### DATA

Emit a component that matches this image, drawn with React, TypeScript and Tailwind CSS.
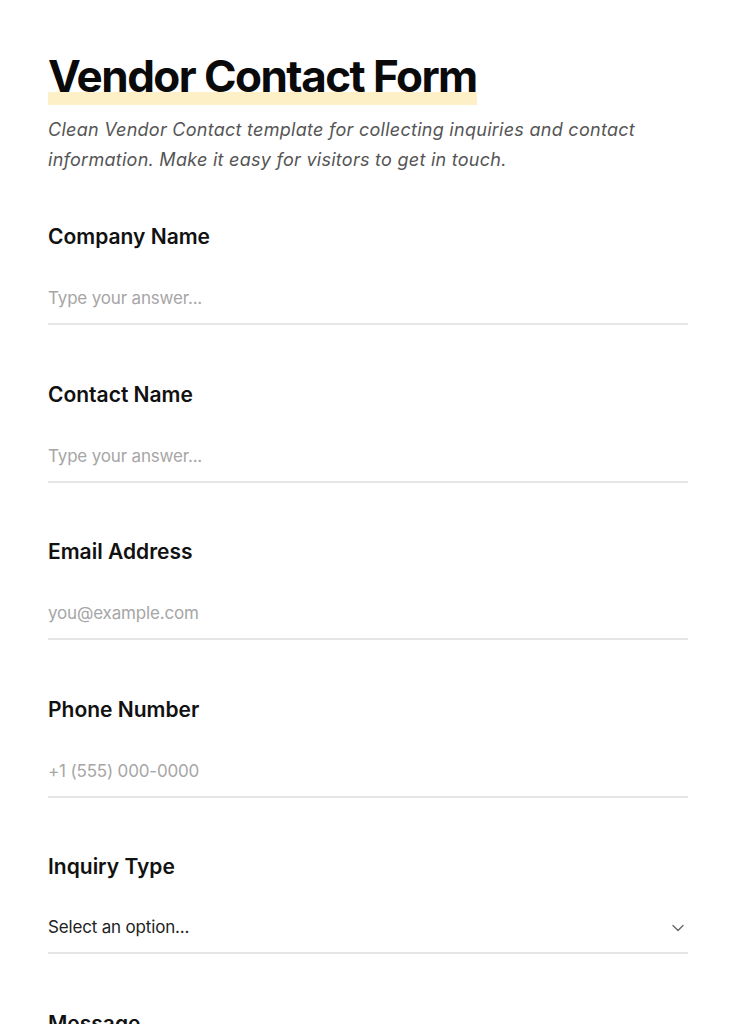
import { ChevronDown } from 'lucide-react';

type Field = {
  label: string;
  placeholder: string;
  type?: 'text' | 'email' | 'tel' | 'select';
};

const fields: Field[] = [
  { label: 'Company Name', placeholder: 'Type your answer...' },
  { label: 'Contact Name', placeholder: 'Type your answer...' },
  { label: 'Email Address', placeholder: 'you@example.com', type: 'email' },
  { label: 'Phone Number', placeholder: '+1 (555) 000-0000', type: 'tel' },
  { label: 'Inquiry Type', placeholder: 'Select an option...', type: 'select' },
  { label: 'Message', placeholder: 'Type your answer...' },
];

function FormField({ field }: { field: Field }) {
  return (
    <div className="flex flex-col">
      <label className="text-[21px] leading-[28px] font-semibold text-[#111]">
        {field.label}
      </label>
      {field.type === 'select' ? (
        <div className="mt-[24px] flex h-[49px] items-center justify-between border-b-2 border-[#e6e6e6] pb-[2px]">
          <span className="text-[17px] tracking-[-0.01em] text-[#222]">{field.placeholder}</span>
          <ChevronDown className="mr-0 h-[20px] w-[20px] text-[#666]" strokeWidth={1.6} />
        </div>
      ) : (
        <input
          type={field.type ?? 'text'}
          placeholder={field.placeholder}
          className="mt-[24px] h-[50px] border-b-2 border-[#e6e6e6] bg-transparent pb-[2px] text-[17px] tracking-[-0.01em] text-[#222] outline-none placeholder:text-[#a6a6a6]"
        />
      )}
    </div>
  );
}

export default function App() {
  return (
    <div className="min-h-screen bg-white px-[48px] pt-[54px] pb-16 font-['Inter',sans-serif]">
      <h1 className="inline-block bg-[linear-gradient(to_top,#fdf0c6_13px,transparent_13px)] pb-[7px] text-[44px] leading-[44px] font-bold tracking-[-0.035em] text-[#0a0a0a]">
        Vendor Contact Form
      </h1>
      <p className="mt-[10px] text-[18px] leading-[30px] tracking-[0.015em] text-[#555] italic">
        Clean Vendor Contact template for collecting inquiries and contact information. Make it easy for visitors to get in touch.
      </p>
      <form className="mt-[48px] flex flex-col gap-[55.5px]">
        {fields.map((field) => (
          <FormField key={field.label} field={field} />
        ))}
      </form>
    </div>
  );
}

### SET EXERCISE
Keep the pictures out of the copy and write out the data exactly as it stands.

### TASK RESPONSE
Emit a component that matches this image, drawn with React, TypeScript and Tailwind CSS.
import { ChevronDown } from 'lucide-react';

type Field = {
  label: string;
  placeholder: string;
  type?: 'text' | 'email' | 'tel' | 'select';
};

const fields: Field[] = [
  { label: 'Company Name', placeholder: 'Type your answer...' },
  { label: 'Contact Name', placeholder: 'Type your answer...' },
  { label: 'Email Address', placeholder: 'you@example.com', type: 'email' },
  { label: 'Phone Number', placeholder: '+1 (555) 000-0000', type: 'tel' },
  { label: 'Inquiry Type', placeholder: 'Select an option...', type: 'select' },
  { label: 'Message', placeholder: 'Type your answer...' },
];

function FormField({ field }: { field: Field }) {
  return (
    <div className="flex flex-col">
      <label className="text-[21px] leading-[28px] font-semibold text-[#111]">
        {field.label}
      </label>
      {field.type === 'select' ? (
        <div className="mt-[24px] flex h-[49px] items-center justify-between border-b-2 border-[#e6e6e6] pb-[2px]">
          <span className="text-[17px] tracking-[-0.01em] text-[#222]">{field.placeholder}</span>
          <ChevronDown className="mr-0 h-[20px] w-[20px] text-[#666]" strokeWidth={1.6} />
        </div>
      ) : (
        <input
          type={field.type ?? 'text'}
          placeholder={field.placeholder}
          className="mt-[24px] h-[50px] border-b-2 border-[#e6e6e6] bg-transparent pb-[2px] text-[17px] tracking-[-0.01em] text-[#222] outline-none placeholder:text-[#a6a6a6]"
        />
      )}
    </div>
  );
}

export default function App() {
  return (
    <div className="min-h-screen bg-white px-[48px] pt-[54px] pb-16 font-['Inter',sans-serif]">
      <h1 className="inline-block bg-[linear-gradient(to_top,#fdf0c6_13px,transparent_13px)] pb-[7px] text-[44px] leading-[44px] font-bold tracking-[-0.035em] text-[#0a0a0a]">
        Vendor Contact Form
      </h1>
      <p className="mt-[10px] text-[18px] leading-[30px] tracking-[0.015em] text-[#555] italic">
        Clean Vendor Contact template for collecting inquiries and contact information. Make it easy for visitors to get in touch.
      </p>
      <form className="mt-[48px] flex flex-col gap-[55.5px]">
        {fields.map((field) => (
          <FormField key={field.label} field={field} />
        ))}
      </form>
    </div>
  );
}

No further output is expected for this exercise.